* [INFORMATION PROVIDED]
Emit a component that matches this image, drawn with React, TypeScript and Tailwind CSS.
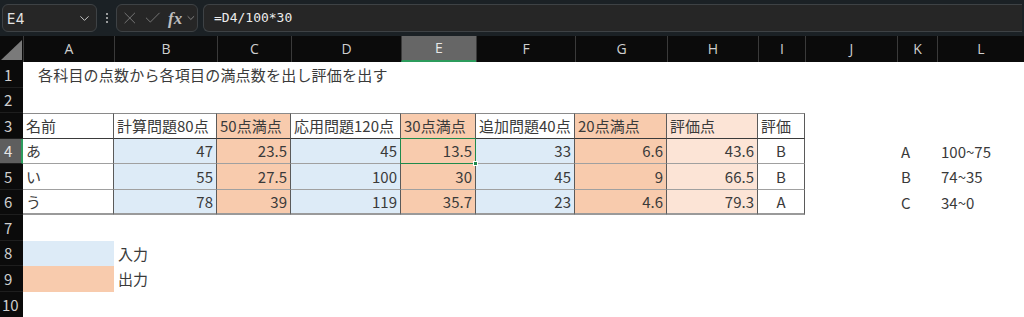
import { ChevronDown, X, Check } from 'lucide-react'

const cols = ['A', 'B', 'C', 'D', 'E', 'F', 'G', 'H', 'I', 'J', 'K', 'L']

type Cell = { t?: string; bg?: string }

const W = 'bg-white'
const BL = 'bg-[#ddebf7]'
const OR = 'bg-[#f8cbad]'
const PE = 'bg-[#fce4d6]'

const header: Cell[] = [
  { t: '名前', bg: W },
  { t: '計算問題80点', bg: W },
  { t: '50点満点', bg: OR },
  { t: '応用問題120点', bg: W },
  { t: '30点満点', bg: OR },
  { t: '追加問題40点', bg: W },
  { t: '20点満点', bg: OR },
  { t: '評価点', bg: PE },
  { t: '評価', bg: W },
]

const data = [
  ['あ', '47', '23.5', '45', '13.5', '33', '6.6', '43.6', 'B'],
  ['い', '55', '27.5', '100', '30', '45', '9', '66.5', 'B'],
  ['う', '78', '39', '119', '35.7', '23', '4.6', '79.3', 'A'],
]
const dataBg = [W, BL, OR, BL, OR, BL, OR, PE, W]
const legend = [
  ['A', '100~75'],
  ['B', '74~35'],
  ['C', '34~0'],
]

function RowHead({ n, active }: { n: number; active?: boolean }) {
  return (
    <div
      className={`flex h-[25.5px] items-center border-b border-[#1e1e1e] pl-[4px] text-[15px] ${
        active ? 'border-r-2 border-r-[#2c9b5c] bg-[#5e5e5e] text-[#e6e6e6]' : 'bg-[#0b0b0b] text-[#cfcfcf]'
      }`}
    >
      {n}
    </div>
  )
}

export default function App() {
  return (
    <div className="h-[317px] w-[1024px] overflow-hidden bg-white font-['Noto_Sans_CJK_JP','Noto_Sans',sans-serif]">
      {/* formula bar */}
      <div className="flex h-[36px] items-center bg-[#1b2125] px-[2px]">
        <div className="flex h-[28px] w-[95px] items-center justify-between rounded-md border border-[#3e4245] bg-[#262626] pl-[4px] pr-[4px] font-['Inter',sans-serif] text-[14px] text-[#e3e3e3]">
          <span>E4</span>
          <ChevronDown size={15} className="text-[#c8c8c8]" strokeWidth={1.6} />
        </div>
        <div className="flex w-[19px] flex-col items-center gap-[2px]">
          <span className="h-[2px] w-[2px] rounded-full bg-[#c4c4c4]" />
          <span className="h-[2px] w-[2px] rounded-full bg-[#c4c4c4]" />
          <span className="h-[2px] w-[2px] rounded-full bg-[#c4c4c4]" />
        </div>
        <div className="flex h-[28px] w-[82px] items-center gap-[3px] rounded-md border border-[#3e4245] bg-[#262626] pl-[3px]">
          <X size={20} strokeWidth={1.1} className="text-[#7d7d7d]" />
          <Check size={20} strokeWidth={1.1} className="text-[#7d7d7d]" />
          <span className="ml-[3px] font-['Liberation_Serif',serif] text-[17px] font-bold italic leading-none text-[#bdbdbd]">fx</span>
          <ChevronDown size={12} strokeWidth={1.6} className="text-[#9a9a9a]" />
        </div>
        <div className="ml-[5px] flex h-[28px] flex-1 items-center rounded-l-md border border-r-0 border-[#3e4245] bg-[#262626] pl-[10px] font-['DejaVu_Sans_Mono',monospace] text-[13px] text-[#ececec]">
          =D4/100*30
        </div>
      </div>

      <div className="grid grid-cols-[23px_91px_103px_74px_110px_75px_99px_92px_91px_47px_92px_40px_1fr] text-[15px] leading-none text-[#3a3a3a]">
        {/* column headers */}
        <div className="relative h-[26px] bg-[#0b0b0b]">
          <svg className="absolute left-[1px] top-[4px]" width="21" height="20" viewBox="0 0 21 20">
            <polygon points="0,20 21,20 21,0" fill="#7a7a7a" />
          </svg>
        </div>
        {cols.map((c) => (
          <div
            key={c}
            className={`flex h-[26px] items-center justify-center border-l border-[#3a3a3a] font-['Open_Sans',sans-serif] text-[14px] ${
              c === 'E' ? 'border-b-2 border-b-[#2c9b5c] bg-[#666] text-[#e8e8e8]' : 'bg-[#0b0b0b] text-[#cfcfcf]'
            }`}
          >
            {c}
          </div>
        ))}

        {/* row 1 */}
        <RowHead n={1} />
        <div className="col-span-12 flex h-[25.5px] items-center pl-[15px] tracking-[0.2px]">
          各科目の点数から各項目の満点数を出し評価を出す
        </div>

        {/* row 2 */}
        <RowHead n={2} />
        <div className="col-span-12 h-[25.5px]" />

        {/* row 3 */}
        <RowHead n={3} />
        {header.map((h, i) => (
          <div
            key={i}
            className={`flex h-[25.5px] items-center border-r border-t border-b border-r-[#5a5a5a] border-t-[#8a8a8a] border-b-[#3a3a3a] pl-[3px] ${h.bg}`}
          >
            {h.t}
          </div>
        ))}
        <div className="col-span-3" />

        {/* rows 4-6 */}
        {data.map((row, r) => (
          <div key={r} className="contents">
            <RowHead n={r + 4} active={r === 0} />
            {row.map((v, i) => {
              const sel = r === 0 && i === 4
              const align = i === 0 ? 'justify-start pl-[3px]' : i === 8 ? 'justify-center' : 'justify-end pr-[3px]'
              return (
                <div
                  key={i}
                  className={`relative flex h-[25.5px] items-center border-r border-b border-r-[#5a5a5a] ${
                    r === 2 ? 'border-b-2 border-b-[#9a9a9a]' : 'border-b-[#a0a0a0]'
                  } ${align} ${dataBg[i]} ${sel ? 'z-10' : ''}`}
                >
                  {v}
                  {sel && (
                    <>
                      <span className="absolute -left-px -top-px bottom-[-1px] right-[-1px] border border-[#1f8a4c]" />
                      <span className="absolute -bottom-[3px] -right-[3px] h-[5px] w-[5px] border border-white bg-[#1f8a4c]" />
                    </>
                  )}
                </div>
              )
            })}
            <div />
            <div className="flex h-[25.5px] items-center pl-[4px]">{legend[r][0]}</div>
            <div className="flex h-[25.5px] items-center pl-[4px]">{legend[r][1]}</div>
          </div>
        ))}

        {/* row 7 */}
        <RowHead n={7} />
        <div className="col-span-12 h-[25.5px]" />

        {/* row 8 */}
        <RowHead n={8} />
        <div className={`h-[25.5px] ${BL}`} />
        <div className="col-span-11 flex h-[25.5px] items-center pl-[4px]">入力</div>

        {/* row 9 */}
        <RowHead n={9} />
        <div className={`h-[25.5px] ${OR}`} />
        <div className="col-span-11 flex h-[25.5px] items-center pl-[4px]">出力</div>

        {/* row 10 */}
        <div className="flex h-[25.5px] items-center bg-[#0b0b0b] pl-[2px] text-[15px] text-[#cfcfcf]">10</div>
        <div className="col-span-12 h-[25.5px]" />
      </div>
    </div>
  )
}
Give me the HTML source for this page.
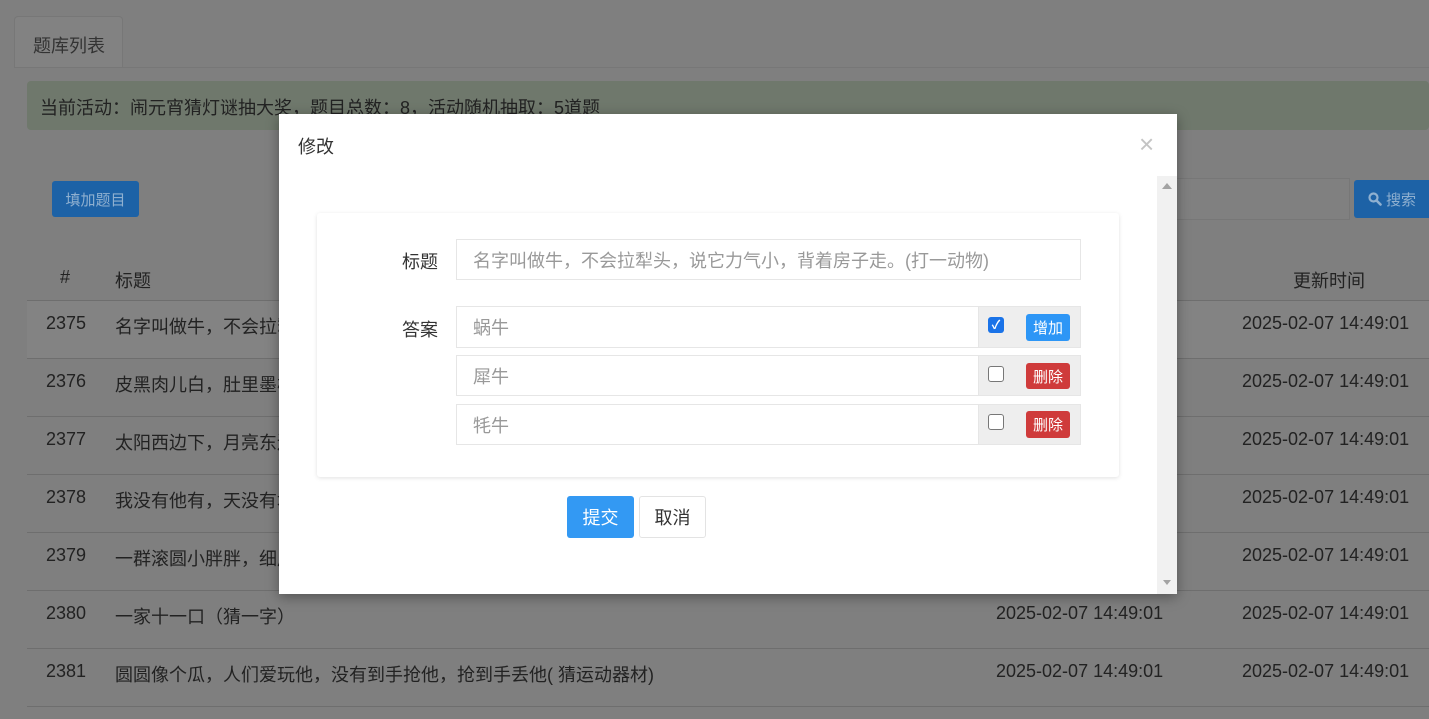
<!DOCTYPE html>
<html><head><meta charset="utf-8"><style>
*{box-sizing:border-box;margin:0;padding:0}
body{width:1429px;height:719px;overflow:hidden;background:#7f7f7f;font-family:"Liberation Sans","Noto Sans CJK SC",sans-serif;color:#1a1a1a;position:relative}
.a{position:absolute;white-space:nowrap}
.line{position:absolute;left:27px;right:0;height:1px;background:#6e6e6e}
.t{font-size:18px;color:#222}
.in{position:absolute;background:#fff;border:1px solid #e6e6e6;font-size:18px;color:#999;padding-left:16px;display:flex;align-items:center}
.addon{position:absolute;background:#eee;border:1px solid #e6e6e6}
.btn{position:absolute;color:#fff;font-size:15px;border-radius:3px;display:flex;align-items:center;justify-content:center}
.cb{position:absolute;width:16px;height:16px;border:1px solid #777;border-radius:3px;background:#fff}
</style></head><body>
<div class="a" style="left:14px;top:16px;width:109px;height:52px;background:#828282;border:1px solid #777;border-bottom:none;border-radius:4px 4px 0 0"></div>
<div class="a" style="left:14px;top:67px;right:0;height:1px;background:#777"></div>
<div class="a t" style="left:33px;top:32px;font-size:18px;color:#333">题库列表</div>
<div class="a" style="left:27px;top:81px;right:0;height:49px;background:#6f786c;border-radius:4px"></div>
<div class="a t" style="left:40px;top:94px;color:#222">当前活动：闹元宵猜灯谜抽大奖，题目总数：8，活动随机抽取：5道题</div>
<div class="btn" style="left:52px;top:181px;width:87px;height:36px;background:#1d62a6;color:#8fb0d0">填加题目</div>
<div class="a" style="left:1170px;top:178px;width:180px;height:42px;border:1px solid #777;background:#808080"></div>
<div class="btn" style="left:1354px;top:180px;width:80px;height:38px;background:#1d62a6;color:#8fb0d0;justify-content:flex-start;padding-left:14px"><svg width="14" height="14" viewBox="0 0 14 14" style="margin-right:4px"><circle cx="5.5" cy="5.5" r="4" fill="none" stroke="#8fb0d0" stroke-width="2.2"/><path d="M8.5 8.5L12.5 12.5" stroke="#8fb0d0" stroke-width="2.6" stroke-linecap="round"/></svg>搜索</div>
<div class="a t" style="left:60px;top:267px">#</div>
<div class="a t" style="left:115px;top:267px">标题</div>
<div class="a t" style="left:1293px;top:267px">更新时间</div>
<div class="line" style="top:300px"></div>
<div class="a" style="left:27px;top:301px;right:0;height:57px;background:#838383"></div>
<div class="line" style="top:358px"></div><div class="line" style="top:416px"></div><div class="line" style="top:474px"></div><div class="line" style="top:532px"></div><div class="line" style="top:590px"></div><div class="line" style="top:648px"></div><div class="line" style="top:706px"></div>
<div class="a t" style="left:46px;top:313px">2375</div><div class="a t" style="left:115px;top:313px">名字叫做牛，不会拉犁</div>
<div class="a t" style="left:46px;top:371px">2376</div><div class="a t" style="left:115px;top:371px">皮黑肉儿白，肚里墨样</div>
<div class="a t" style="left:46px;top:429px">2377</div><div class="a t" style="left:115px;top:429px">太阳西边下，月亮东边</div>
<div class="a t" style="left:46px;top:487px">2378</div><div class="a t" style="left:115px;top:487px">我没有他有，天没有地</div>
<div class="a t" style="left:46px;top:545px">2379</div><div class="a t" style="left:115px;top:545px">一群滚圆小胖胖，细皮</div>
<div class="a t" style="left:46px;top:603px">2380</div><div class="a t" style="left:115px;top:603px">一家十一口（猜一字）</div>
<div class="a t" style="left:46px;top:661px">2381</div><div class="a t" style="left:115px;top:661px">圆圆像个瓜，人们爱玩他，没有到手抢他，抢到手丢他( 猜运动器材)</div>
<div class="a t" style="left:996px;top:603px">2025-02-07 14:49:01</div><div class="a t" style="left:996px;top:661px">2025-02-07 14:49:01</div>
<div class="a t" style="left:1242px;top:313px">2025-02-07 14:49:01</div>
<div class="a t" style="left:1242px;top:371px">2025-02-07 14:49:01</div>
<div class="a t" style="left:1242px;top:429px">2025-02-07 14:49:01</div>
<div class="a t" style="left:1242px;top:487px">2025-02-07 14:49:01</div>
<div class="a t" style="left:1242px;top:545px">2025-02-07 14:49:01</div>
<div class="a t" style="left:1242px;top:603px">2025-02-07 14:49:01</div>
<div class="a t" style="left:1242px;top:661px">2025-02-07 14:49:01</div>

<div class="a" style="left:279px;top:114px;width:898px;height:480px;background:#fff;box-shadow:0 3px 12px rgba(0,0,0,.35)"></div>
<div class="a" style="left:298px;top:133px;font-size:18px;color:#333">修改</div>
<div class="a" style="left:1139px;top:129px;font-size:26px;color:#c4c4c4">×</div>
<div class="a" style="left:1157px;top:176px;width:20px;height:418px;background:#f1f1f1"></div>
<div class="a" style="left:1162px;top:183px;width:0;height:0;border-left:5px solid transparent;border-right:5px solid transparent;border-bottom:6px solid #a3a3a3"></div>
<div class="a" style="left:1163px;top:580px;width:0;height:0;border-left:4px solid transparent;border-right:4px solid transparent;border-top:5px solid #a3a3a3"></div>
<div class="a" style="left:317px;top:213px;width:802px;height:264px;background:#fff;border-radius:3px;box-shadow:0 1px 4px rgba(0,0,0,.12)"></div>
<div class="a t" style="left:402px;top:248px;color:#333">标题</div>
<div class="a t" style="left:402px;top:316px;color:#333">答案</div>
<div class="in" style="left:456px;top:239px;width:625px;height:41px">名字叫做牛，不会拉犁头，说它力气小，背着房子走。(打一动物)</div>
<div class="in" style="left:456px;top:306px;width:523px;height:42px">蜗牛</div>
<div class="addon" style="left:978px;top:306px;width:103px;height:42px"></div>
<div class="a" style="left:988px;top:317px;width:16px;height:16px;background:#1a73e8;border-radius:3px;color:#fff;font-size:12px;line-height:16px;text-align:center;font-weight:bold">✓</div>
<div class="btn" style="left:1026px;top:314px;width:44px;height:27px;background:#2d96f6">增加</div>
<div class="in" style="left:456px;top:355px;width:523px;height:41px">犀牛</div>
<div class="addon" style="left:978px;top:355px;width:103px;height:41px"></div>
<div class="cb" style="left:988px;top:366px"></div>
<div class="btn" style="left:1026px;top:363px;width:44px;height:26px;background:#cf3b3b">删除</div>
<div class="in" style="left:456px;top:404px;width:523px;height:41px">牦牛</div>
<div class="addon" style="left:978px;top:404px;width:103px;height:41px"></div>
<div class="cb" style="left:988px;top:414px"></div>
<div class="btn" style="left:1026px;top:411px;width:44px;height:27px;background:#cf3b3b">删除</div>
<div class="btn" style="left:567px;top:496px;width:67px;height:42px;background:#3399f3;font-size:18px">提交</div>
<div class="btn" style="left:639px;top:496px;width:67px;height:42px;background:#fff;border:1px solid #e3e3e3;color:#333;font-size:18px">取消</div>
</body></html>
...
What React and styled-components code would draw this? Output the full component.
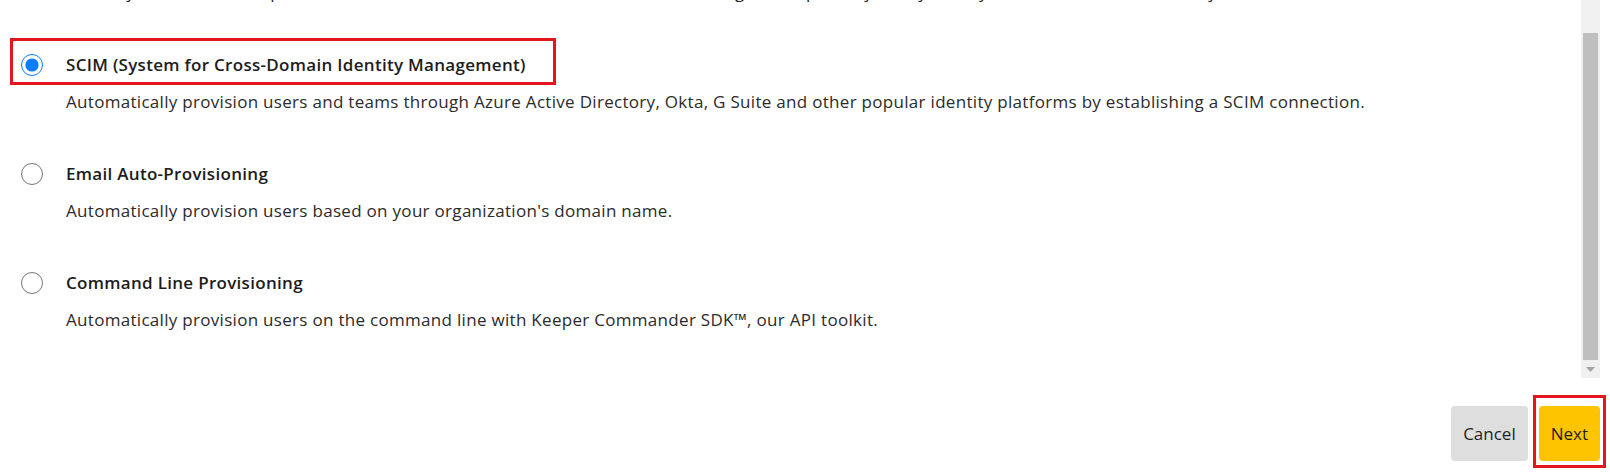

* [GOAL] Copy out the lines that hold "component".

* [PROBLEM SOLUTION]
Emit a component that matches this image, drawn with React, TypeScript and Tailwind CSS.
What React and styled-components code would draw this? Output the full component.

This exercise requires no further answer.